PITTSBURGH — The Pittsburgh Penguins saw a hit they considered dangerous and stopped. Carolina didn’t. And when the whistle didn’t blow, the Hurricanes took advantage by starting their six-game road trip with a bang.
Brett Pesce scored at the end of a two-on-none 2:20 into overtime to lift Carolina over Pittsburgh 3-2 Tuesday night courtesy of an ending that will likely be remembered when the Metropolitan Division rivals meet again in Raleigh on Dec. 18 and maybe beyond.
The puck was along the boards when Carolina forward Seth Jarvis hit Penguins forward Bryan Rust in the back in front of the Pittsburgh bench. The Penguins briefly paused while the puck squirted free, giving Pesce and Andrei Svechnikov time to skate in alone on Penguins goalie Tristan Jarry.
Pesce dished to Svechnikov, who gave the puck back to Pesce in time for him to stuff it past Jarry.
“(Pesce’s) a great player for us,” Hurricanes coach Rod Brind’Amour said. “It’s good to see him get that. Good play by Svech on the wall, to give it to him. Nice finish. Definitely take the win.”

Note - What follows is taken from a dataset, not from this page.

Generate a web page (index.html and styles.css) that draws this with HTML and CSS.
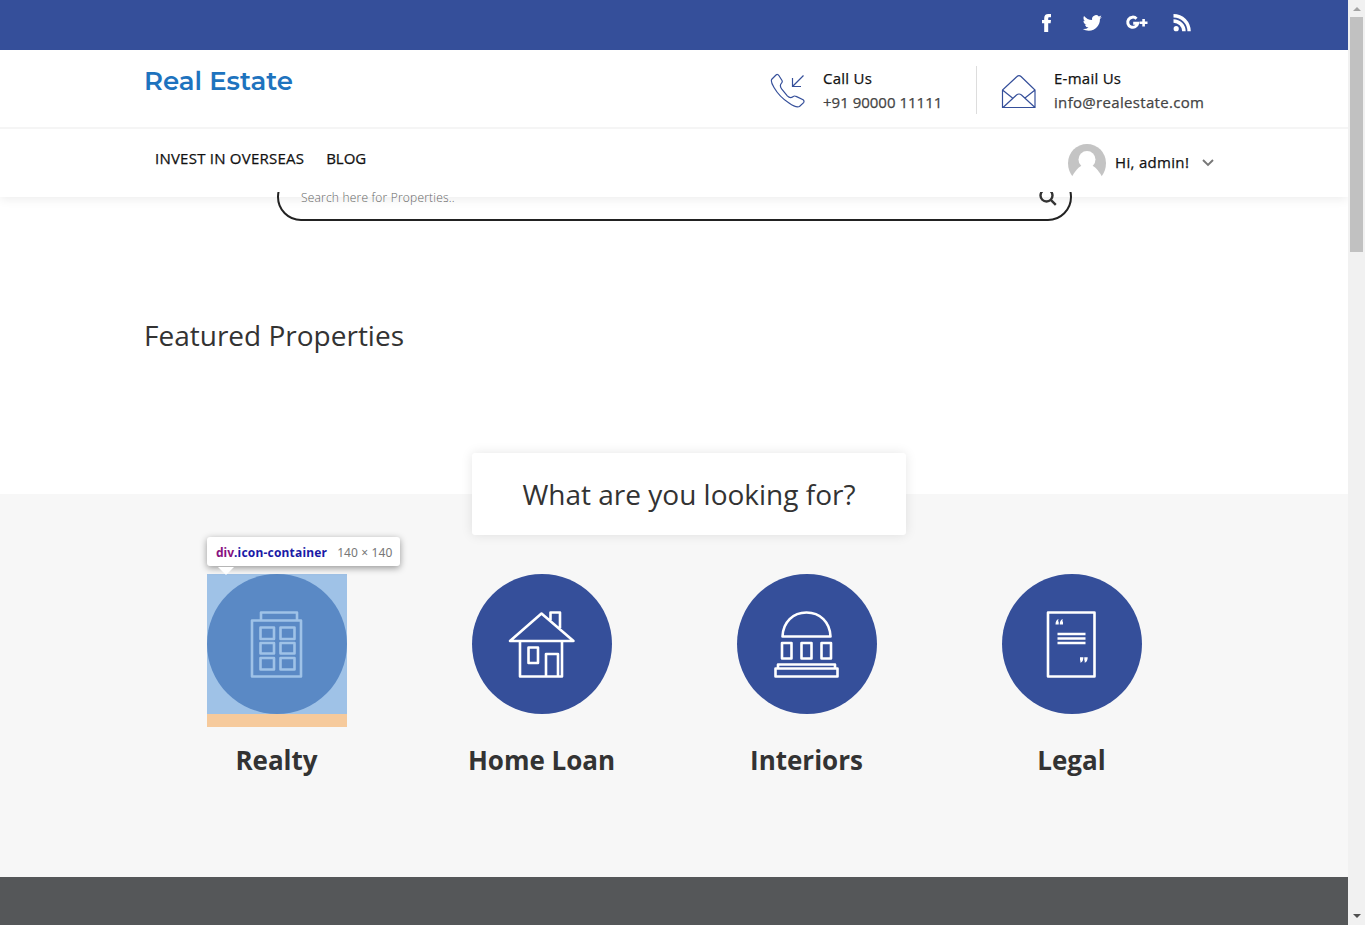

The Penguins saw it differently. Head coach Mike Sullivan called Jarvis’ play “a dangerous hit” and didn’t blame his players for what he considered a natural reaction.
Rust, who was not injured, quietly fumed in an angry Pittsburgh dressing room.
“The whole play was fairly bizarre,” Rust said. “The whole game was bizarre, some things that weren’t called.”
The Penguins forced the extra period on Jake Guentzel’s deflection with 58 seconds to go in regulation with Jarry on the bench for an extra skater. The momentum, however, evaporated in overtime and the Hurricanes took advantage when officials let the teams play on following Jarvis’ hit.
Svechnikov and Martin Necas also scored for Carolina. Pyotr Kochetkov stopped 30 shots as the Hurricanes won their second straight following a five-game losing streak.
“It’s always nice to start the road trip like this for the win and try to build on this,” said Sebastian Aho, who a.
Guentzel and Sidney Crosby scored for Pittsburgh. Jarry stopped 36 shots but was left all alone on the sequence that ended with Pesce’s winner. The Penguins played without top defenseman Kris Letang, scratched just before puck drop due to illness.
Pittsburgh has lost two straight — both at home — following a 7-1-1 stretch that helped the team snap out of an early funk.
The Penguins began the night one point behind the third-place Hurricanes in what figures to be a tight race in the Metropolitan Division behind early-season surprise New Jersey.
Crosby gave Pittsburgh the lead 4:34 into the first period, finishing off a pretty sequence that began with a stretch pass by defenseman Pierre-Olivier Joseph to Guentzel at the Carolina blue line. Guentzel fed a streaking Crosby, who tapped the puck from his right skate to his stick before jamming a shot past Kochetkov.
The goal was Crosby’s 25th point at even strength this season, tops in the NHL.
Carolina responded by turning up the pressure. Necas and Svechnikov scored in the second, with Svechnikov’s wraparound at 17:38 coming after a sequence that typified Pittsburgh’s issues on the power play.
The Penguins, for all their star power, entered Tuesday 28th in the league with the man advantage. They failed to generate a single shot on a power play just before Svechnikov’s goal, with Jeff Carter whiffing despite being wide open in the slot. The puck caromed out of the zone and shortly thereafter the Hurricanes were in front.
The Penguins have failed to score on their last 14 power plays overall.
“We’re a step off right now,” Rust said. “We’ve got to find it and we’ve got to find it quick.”
The Hurricanes play in St. Louis on Thursday.